YOUR GOAL:
Copy exactly, and only, the lines below from the first through the one containing "type Loan = (typeof loans)[number]", both included; pictures are omitted.

INFORMATION SHOWN:
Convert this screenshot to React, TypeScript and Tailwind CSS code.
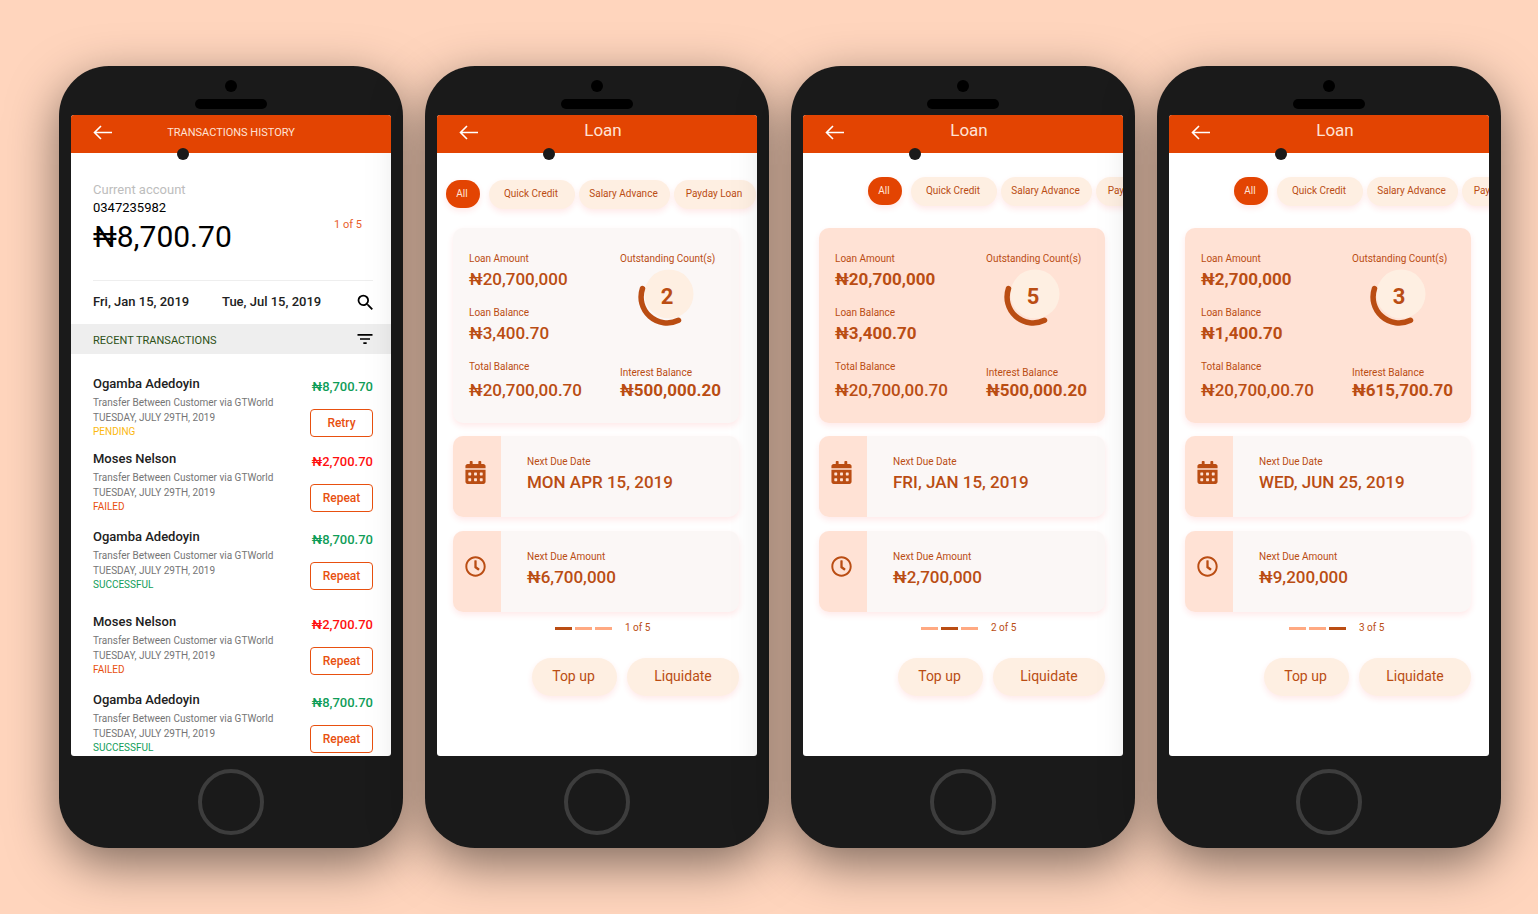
import type { ReactNode } from "react"
import { FaCalendarAlt, FaRegClock } from "react-icons/fa"
import { MdFilterList, MdSearch } from "react-icons/md"

const transactions = [
    { name: "Ogamba Adedoyin", amount: "₦8,700.70", status: "PENDING", action: "Retry", statusColor: "text-[#fbb80f]", amountColor: "text-[#0f9d58]", space: "mb-[3px]" },
    { name: "Moses Nelson", amount: "₦2,700.70", status: "FAILED", action: "Repeat", statusColor: "text-[#e8500f]", amountColor: "text-[#ff0f0f]", space: "mb-[6px]" },
    { name: "Ogamba Adedoyin", amount: "₦8,700.70", status: "SUCCESSFUL", action: "Repeat", statusColor: "text-[#0f9d58]", amountColor: "text-[#0f9d58]", space: "mb-[13px]" },
    { name: "Moses Nelson", amount: "₦2,700.70", status: "FAILED", action: "Repeat", statusColor: "text-[#e8500f]", amountColor: "text-[#ff0f0f]", space: "mb-[6px]" },
    { name: "Ogamba Adedoyin", amount: "₦8,700.70", status: "SUCCESSFUL", action: "Repeat", statusColor: "text-[#0f9d58]", amountColor: "text-[#0f9d58]", space: "" },
]

const loans = [
    {
        amount: "₦20,700,000", balance: "₦3,400.70", total: "₦20,700,00.70", interest: "₦500,000.20",
        count: 2, dueDate: "MON APR 15, 2019", dueAmount: "₦6,700,000", page: 1,
        tabs: "mt-[27px] pl-[9px]", card: "mt-[19px] bg-[#fbf7f6]", weight: "font-medium", pager: "pl-[102px]",
    },
    {
        amount: "₦20,700,000", balance: "₦3,400.70", total: "₦20,700,00.70", interest: "₦500,000.20",
        count: 5, dueDate: "FRI, JAN 15, 2019", dueAmount: "₦2,700,000", page: 2,
        tabs: "mt-6 pl-[65px]", card: "mt-[22px] bg-[#ffe2d5]", weight: "font-bold", pager: "pl-[102px]",
    },
    {
        amount: "₦2,700,000", balance: "₦1,400.70", total: "₦20,700,00.70", interest: "₦615,700.70",
        count: 3, dueDate: "WED, JUN 25, 2019", dueAmount: "₦9,200,000", page: 3,
        tabs: "mt-6 pl-[65px]", card: "mt-[22px] bg-[#ffe2d5]", weight: "font-bold", pager: "pl-[104px]",
    },
]

type Loan = (typeof loans)[number]

function Phone({ children }: { children: ReactNode }) {
    return (
        <section className="flex min-w-[344px] flex-col items-center rounded-[50px] bg-[#1a1a1a] px-3 pt-[14px] pb-[13px] shadow-[0_16px_50px_rgba(0,0,0,0.5)]">
            <div className="size-3 rounded-full bg-black" />
            <div className="mt-[7px] h-[10px] w-[72px] rounded-full bg-black" />
            <div className="mt-[6px] h-[641px] w-full overflow-hidden rounded-[3px] bg-white">{children}</div>
            <button type="button" aria-label="Home" className="mt-[13px] size-[66px] rounded-full border-4 border-[#3d3d3d]" />
        </section>
    )
}

function Header({ children }: { children: ReactNode }) {
    return (
        <header className="relative flex h-[38px] bg-[#e34402] text-[#ffe2d5]">
            <button type="button" aria-label="Back" className="absolute top-[10px] left-[22px]">
                <svg width="20" height="15" viewBox="0 0 20 15" fill="none" stroke="#fff" strokeWidth="1.6">
                    <path d="M19 7.500H1.500M8 1L1.500 7.500L8 14" />
                </svg>
            </button>
            {children}
            <span className="absolute top-[33px] left-[106px] size-3 rounded-full bg-[#1a1a1a]" />
        </header>
    )
}

function HistoryScreen() {
    return (
        <Phone>
            <Header>
                <h1 className="w-full text-center text-[11px] leading-9">TRANSACTIONS HISTORY</h1>
            </Header>
            <div className="pr-[18px] pl-[22px]">
                <div className="flex h-32 items-start justify-between border-b border-[#eeeeee] pt-[29px]">
                    <div>
                        <p className="text-[13px] leading-4 text-[#bdbdbd]">Current account</p>
                        <p className="mt-[2px] text-[13px] leading-4 text-black">0347235982</p>
                        <p className="mt-[3px] text-[30px] leading-9 text-black">₦8,700.70</p>
                    </div>
                    <p className="mt-[35px] mr-[11px] text-[11px] leading-4 text-[#e8602c]">1 of 5</p>
                </div>
                <div className="flex h-[43px] items-center text-[13px] leading-4 font-medium text-[#212121]">
                    <span className="mb-[2px] w-[129px]">Fri, Jan 15, 2019</span>
                    <span className="mb-[2px]">Tue, Jul 15, 2019</span>
                    <button type="button" aria-label="Search" className="-mr-[3px] ml-auto text-black">
                        <MdSearch size={21} />
                    </button>
                </div>
            </div>
            <div className="flex h-[30px] items-center justify-between bg-[#eeeeee] pr-4 pl-[22px]">
                <h2 className="mt-1 text-[11px] leading-4 text-[#2d5016]">RECENT TRANSACTIONS</h2>
                <button type="button" aria-label="Filter" className="text-black">
                    <MdFilterList size={20} />
                </button>
            </div>
            <ul className="pt-[22px] pr-[18px] pl-[22px]">
                {transactions.map((item, i) => (
                    <li key={i} className={`flex h-[72px] justify-between ${item.space}`}>
                        <div className="text-[10px] leading-[15px] text-[#757575]">
                            <h3 className="text-[13px] leading-4 font-medium text-[#212121]">{item.name}</h3>
                            <p className="mt-[3px]">Transfer Between Customer via GTWorld</p>
                            <p>TUESDAY, JULY 29TH, 2019</p>
                            <p className={`leading-[14px] ${item.statusColor}`}>{item.status}</p>
                        </div>
                        <div className="flex flex-col items-end">
                            <p className={`mt-[3px] text-[13px] leading-4 font-medium ${item.amountColor}`}>{item.amount}</p>
                            <button type="button" className="mt-[14px] h-7 w-[63px] rounded-[4px] border border-[#e8500f] text-xs font-medium text-[#e8500f]">
                                {item.action}
                            </button>
                        </div>
                    </li>
                ))}
            </ul>
        </Phone>
    )
}

function CountRing({ count }: { count: number }) {
    return (
        <div className="relative mt-[3px] ml-[18px] flex size-[58px] items-center justify-center">
            <svg className="absolute inset-0" width="58" height="58" viewBox="0 0 58 58" fill="none">
                <circle cx="31" cy="26" r="24.500" fill="#feefe2" />
                <path d="M4.500 20.500A26 26 0 0 0 40.500 52.300" stroke="#ba4d13" strokeWidth="5.500" strokeLinecap="round" />
            </svg>
            <span className="relative text-[22px] leading-6 font-bold">{count}</span>
        </div>
    )
}

function DueCard({ icon, label, value }: { icon: ReactNode; label: string; value: string }) {
    return (
        <div className="flex h-[81px] overflow-hidden rounded-[10px] bg-[#fbf7f6] shadow-[0_3px_6px_rgba(255,40,40,0.1)]">
            <div className="flex w-12 justify-center bg-[#ffe2d5] pt-[25px] pr-[3px]">{icon}</div>
            <div className="pt-[19px] pl-[26px]">
                <p className="text-[10px] leading-[14px]">{label}</p>
                <p className="mt-[3px] text-[17px] leading-5 font-medium">{value}</p>
            </div>
        </div>
    )
}

function LoanScreen({ loan }: { loan: Loan }) {
    const chip = "h-[29px] shrink-0 rounded-full bg-[#feefe2] pr-[2px] pb-[2px] shadow-[0_3px_6px_rgba(255,40,40,0.1)]"

    return (
        <Phone>
            <Header>
                <h1 className="w-full pl-3 text-center text-[17px] leading-[31px]">Loan</h1>
            </Header>
            <nav className={`flex text-[10px] leading-[14px] text-[#ba4d13] ${loan.tabs}`}>
                <button type="button" className="mr-[9px] h-7 w-[34px] shrink-0 rounded-full bg-[#e34402] pr-[2px] text-[#ffe2d5] shadow-[0_3px_6px_rgba(255,40,40,0.1)]">All</button>
                <button type="button" className={`mr-1 w-[86px] ${chip}`}>Quick Credit</button>
                <button type="button" className={`mr-1 w-[91px] ${chip}`}>Salary Advance</button>
                <button type="button" className={`w-[82px] ${chip}`}>Payday Loan</button>
            </nav>
            <main className="pr-[18px] pl-4 text-[#ba4d13]">
                <div className={`flex rounded-[10px] px-4 pt-6 pb-[23px] text-[10px] leading-[14px] shadow-[0_3px_6px_rgba(255,40,40,0.1)] ${loan.card}`}>
                    <div className="w-[151px]">
                        <p>Loan Amount</p>
                        <p className={`mt-[3px] text-[17px] leading-5 ${loan.weight}`}>{loan.amount}</p>
                        <p className="mt-[17px]">Loan Balance</p>
                        <p className={`mt-[3px] text-[17px] leading-5 ${loan.weight}`}>{loan.balance}</p>
                        <p className="mt-[17px]">Total Balance</p>
                        <p className="mt-[6px] text-[17px] leading-5 font-medium">{loan.total}</p>
                    </div>
                    <div>
                        <p>Outstanding Count(s)</p>
                        <div className="-mt-px">
                            <CountRing count={loan.count} />
                        </div>
                        <p className="mt-10">Interest Balance</p>
                        <p className="text-[17px] leading-5 font-bold">{loan.interest}</p>
                    </div>
                </div>
                <div className="mt-[13px] flex flex-col gap-[14px]">
                    <DueCard icon={<FaCalendarAlt size={23} />} label="Next Due Date" value={loan.dueDate} />
                    <DueCard icon={<FaRegClock size={21} />} label="Next Due Amount" value={loan.dueAmount} />
                </div>
                <div className={`mt-2 flex items-center gap-[3px] text-[10px] leading-4 ${loan.pager}`}>
                    {[1, 2, 3].map((page) => (
                        <span key={page} className={`h-[3px] w-[17px] ${page === loan.page ? "bg-[#ba4d13]" : "bg-[#ffa982]"}`} />
                    ))}
                    <span className="pl-[10px]">{loan.page} of 5</span>
                </div>
                <div className="mt-[22px] flex justify-end gap-[10px] text-sm leading-5">
                    <button type="button" className="h-[38px] w-[85px] rounded-full bg-[#feefe2] pr-[2px] pb-[2px] shadow-[0_3px_6px_rgba(255,40,40,0.1)]">Top up</button>
                    <button type="button" className="h-[38px] w-28 rounded-full bg-[#feefe2] pb-[2px] shadow-[0_3px_6px_rgba(255,40,40,0.1)]">Liquidate</button>
                </div>
            </main>
        </Phone>
    )
}

export default function App() {
    return (
        <div className="grid min-h-screen grid-cols-4 items-start gap-[22px] bg-[#ffd5bd] pt-[66px] pr-[37px] pb-[66px] pl-[59px] font-['Roboto',sans-serif]">
            <HistoryScreen />
            {loans.map((loan) => (
                <LoanScreen key={loan.page} loan={loan} />
            ))}
        </div>
    )
}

RESPONSE TO THIS EXERCISE:
Convert this screenshot to React, TypeScript and Tailwind CSS code.
import type { ReactNode } from "react"
import { FaCalendarAlt, FaRegClock } from "react-icons/fa"
import { MdFilterList, MdSearch } from "react-icons/md"

const transactions = [
    { name: "Ogamba Adedoyin", amount: "₦8,700.70", status: "PENDING", action: "Retry", statusColor: "text-[#fbb80f]", amountColor: "text-[#0f9d58]", space: "mb-[3px]" },
    { name: "Moses Nelson", amount: "₦2,700.70", status: "FAILED", action: "Repeat", statusColor: "text-[#e8500f]", amountColor: "text-[#ff0f0f]", space: "mb-[6px]" },
    { name: "Ogamba Adedoyin", amount: "₦8,700.70", status: "SUCCESSFUL", action: "Repeat", statusColor: "text-[#0f9d58]", amountColor: "text-[#0f9d58]", space: "mb-[13px]" },
    { name: "Moses Nelson", amount: "₦2,700.70", status: "FAILED", action: "Repeat", statusColor: "text-[#e8500f]", amountColor: "text-[#ff0f0f]", space: "mb-[6px]" },
    { name: "Ogamba Adedoyin", amount: "₦8,700.70", status: "SUCCESSFUL", action: "Repeat", statusColor: "text-[#0f9d58]", amountColor: "text-[#0f9d58]", space: "" },
]

const loans = [
    {
        amount: "₦20,700,000", balance: "₦3,400.70", total: "₦20,700,00.70", interest: "₦500,000.20",
        count: 2, dueDate: "MON APR 15, 2019", dueAmount: "₦6,700,000", page: 1,
        tabs: "mt-[27px] pl-[9px]", card: "mt-[19px] bg-[#fbf7f6]", weight: "font-medium", pager: "pl-[102px]",
    },
    {
        amount: "₦20,700,000", balance: "₦3,400.70", total: "₦20,700,00.70", interest: "₦500,000.20",
        count: 5, dueDate: "FRI, JAN 15, 2019", dueAmount: "₦2,700,000", page: 2,
        tabs: "mt-6 pl-[65px]", card: "mt-[22px] bg-[#ffe2d5]", weight: "font-bold", pager: "pl-[102px]",
    },
    {
        amount: "₦2,700,000", balance: "₦1,400.70", total: "₦20,700,00.70", interest: "₦615,700.70",
        count: 3, dueDate: "WED, JUN 25, 2019", dueAmount: "₦9,200,000", page: 3,
        tabs: "mt-6 pl-[65px]", card: "mt-[22px] bg-[#ffe2d5]", weight: "font-bold", pager: "pl-[104px]",
    },
]

type Loan = (typeof loans)[number]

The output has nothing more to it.